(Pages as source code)
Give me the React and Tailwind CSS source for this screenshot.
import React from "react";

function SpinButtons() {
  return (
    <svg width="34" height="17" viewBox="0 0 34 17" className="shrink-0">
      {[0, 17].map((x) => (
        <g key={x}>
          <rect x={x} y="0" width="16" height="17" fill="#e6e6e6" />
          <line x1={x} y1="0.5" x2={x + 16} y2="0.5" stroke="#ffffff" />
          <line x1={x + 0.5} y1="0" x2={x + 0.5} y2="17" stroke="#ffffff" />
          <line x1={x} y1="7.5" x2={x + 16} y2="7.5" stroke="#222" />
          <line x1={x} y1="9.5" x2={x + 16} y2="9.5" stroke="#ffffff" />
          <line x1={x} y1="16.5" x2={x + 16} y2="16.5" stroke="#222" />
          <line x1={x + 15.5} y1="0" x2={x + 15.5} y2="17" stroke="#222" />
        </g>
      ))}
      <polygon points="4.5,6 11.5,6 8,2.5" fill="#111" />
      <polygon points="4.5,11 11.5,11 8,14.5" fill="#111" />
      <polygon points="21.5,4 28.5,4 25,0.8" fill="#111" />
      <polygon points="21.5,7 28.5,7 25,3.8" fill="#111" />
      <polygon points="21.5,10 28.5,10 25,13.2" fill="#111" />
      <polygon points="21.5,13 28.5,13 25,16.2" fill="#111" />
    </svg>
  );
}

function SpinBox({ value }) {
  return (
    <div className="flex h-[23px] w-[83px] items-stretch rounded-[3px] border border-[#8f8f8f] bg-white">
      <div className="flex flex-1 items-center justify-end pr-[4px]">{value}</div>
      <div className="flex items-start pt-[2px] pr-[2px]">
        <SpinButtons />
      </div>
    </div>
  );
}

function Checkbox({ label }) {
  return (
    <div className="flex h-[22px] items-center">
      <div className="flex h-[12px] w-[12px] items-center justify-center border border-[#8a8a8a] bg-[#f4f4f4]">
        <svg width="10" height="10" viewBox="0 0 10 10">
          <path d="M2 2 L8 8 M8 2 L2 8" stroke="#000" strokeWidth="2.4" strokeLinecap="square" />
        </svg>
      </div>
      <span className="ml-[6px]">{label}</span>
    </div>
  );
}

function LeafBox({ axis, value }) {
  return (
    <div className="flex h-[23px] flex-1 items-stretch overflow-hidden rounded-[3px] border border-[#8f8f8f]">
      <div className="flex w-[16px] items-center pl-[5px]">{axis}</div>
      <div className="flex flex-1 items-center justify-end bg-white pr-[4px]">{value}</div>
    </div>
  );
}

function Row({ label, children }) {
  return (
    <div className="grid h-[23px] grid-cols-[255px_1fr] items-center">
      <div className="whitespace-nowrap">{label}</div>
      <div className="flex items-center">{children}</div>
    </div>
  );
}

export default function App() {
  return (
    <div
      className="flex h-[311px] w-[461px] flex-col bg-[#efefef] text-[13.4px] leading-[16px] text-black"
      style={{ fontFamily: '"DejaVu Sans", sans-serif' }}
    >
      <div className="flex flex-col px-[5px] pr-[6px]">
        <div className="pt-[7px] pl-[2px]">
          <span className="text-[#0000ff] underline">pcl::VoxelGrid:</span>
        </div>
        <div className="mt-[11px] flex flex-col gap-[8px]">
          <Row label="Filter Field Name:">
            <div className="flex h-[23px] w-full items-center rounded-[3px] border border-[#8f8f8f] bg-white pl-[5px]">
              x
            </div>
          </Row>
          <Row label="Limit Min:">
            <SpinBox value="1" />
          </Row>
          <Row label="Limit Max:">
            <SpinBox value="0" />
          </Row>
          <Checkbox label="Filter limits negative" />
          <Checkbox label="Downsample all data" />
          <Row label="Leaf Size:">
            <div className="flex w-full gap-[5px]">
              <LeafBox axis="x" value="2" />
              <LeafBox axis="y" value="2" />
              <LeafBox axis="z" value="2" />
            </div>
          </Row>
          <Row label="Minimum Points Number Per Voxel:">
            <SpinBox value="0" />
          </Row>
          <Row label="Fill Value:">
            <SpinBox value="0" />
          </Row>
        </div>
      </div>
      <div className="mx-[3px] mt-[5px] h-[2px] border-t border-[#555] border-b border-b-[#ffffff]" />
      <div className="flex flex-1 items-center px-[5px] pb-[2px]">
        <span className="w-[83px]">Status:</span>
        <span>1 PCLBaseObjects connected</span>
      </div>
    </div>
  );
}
...
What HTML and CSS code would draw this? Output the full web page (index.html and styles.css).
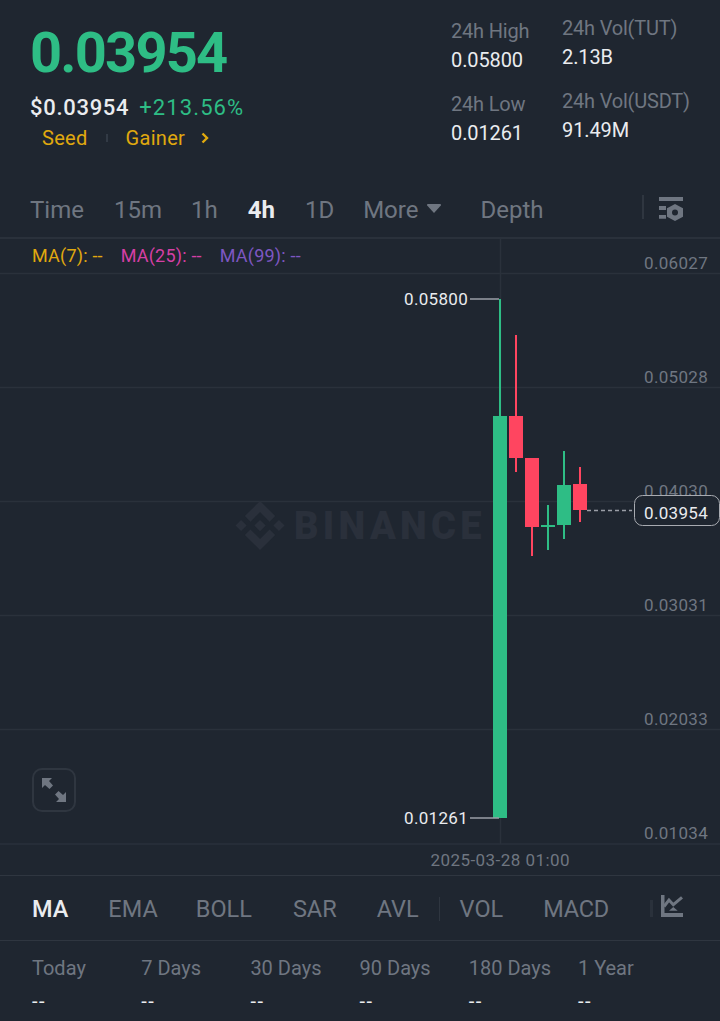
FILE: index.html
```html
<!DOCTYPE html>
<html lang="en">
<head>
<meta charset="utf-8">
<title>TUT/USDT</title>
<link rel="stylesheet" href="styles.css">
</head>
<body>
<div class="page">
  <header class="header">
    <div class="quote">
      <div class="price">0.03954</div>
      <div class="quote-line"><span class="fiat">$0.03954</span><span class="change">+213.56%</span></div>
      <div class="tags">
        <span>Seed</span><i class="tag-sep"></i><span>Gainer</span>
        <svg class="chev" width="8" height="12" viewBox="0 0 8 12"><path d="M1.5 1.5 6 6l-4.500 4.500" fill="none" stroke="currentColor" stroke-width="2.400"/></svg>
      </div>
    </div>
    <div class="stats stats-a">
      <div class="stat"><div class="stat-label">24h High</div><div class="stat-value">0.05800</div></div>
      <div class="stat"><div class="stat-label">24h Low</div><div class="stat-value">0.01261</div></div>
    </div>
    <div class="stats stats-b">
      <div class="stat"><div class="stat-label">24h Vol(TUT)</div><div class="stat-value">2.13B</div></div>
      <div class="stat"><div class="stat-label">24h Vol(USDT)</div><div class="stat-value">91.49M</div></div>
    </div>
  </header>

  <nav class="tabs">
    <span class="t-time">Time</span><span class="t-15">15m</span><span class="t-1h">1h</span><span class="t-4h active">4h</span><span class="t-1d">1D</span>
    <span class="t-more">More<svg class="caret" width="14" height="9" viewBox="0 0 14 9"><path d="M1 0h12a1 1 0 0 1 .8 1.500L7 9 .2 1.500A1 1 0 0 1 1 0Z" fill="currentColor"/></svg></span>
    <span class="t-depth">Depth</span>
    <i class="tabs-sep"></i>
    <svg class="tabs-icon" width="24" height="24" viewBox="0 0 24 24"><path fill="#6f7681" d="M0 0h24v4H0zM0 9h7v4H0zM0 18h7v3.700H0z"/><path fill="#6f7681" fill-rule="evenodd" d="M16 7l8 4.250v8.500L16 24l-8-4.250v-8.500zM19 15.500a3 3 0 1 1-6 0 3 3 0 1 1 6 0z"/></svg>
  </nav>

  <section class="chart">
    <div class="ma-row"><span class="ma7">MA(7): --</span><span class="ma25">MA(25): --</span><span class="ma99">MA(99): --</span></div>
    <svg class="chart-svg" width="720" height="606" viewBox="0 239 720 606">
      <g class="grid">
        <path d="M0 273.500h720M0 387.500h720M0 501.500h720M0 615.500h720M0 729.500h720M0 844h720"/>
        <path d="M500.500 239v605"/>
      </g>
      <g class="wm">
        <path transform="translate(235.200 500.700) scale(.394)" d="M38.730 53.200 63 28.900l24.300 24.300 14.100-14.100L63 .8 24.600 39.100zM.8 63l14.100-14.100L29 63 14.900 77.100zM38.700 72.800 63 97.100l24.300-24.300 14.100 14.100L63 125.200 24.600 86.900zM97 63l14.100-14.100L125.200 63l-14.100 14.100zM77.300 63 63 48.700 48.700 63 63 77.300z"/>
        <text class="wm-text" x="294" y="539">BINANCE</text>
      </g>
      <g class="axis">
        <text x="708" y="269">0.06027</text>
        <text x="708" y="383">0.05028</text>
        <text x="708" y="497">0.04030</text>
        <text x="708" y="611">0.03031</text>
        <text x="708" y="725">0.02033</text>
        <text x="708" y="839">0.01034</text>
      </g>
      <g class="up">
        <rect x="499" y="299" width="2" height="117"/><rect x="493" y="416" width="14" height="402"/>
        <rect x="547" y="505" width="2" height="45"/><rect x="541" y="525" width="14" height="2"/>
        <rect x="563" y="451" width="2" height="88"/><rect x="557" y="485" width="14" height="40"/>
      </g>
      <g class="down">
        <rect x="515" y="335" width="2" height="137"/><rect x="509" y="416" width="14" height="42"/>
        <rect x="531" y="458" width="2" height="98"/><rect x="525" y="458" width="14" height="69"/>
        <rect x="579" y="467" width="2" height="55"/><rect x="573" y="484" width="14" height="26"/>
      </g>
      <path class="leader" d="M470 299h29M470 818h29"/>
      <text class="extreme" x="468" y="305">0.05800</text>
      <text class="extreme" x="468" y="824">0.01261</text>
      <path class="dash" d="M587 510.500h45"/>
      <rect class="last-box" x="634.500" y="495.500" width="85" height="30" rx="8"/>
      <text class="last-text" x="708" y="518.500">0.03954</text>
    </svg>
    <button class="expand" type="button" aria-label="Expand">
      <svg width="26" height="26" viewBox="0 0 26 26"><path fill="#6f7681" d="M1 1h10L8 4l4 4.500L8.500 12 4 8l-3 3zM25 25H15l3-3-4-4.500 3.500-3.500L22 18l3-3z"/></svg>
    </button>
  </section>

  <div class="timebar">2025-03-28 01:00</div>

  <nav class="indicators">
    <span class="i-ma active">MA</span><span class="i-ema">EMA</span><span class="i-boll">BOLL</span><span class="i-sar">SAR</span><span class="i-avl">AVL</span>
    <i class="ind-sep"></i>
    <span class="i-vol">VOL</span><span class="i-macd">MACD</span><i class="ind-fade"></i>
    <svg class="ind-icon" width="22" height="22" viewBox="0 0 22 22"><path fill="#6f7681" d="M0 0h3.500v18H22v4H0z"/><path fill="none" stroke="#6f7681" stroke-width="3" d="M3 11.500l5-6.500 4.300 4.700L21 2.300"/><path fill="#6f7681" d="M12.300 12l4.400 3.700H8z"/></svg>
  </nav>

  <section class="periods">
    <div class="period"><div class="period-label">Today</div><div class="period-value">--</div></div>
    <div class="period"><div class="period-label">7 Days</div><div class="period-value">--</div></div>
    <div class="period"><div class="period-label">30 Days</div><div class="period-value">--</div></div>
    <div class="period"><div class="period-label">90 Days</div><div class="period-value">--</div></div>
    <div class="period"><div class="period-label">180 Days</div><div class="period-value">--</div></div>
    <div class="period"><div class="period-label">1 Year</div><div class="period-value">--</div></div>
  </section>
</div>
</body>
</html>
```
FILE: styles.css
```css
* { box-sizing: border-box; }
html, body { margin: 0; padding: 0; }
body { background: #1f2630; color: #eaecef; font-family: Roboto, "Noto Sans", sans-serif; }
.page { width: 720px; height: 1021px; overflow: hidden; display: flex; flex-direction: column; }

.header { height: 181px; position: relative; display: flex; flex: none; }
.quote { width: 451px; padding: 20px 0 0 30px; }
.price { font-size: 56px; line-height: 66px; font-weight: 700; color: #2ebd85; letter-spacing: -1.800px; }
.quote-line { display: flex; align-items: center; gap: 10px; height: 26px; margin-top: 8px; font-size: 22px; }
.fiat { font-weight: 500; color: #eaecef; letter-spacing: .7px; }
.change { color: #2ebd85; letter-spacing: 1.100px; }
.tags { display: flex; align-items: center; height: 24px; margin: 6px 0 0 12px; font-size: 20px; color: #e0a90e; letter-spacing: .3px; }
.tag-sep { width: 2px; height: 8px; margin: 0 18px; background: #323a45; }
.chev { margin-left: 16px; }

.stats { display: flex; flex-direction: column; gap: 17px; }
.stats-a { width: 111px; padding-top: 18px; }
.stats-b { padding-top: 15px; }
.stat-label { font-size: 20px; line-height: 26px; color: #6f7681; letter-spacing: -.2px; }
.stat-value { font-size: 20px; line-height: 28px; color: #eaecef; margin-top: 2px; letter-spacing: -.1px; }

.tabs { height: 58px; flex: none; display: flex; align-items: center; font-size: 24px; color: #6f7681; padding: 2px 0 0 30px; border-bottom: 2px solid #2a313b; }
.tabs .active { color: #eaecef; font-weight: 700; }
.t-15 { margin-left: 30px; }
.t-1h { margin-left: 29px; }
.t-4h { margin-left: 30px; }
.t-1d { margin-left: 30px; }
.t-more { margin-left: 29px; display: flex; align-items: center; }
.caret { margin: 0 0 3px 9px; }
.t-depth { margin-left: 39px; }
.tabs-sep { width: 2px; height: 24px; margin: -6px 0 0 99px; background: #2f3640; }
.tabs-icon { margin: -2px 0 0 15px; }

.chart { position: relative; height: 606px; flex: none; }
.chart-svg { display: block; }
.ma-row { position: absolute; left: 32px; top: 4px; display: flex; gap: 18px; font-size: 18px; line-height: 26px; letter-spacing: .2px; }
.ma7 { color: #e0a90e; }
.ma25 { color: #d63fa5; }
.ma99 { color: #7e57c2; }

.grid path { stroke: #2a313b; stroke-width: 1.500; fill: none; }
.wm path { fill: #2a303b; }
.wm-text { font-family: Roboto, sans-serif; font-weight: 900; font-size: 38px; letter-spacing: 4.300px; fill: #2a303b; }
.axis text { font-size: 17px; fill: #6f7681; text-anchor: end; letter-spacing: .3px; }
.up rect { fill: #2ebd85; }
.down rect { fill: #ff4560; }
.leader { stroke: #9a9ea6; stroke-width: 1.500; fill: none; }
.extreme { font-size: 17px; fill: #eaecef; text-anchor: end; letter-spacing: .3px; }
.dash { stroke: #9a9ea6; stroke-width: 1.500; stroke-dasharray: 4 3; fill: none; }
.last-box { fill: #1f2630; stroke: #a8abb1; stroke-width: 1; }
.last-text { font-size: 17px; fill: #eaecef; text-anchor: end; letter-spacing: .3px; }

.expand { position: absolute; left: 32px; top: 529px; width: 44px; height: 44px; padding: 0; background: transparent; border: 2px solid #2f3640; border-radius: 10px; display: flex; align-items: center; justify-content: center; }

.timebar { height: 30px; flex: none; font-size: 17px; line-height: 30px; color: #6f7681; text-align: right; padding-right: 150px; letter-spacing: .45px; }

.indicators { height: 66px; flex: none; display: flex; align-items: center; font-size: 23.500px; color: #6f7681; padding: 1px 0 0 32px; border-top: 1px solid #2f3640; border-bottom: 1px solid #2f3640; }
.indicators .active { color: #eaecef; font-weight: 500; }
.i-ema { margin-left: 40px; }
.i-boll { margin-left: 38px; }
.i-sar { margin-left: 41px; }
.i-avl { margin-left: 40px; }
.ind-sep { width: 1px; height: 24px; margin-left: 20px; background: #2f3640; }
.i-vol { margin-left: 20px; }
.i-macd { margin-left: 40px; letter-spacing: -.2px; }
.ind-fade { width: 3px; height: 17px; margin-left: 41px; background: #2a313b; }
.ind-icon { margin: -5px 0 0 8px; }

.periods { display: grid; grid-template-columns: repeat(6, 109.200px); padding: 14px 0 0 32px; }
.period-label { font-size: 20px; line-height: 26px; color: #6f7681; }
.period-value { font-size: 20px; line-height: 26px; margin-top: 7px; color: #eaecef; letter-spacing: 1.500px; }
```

## INSTRUCTIONS FOR THE TASK
Which lines of the data include "styles"? Copy each of them.

## OUTPUT
What HTML and CSS code would draw this? Output the full web page (index.html and styles.css).
<link rel="stylesheet" href="styles.css">
FILE: styles.css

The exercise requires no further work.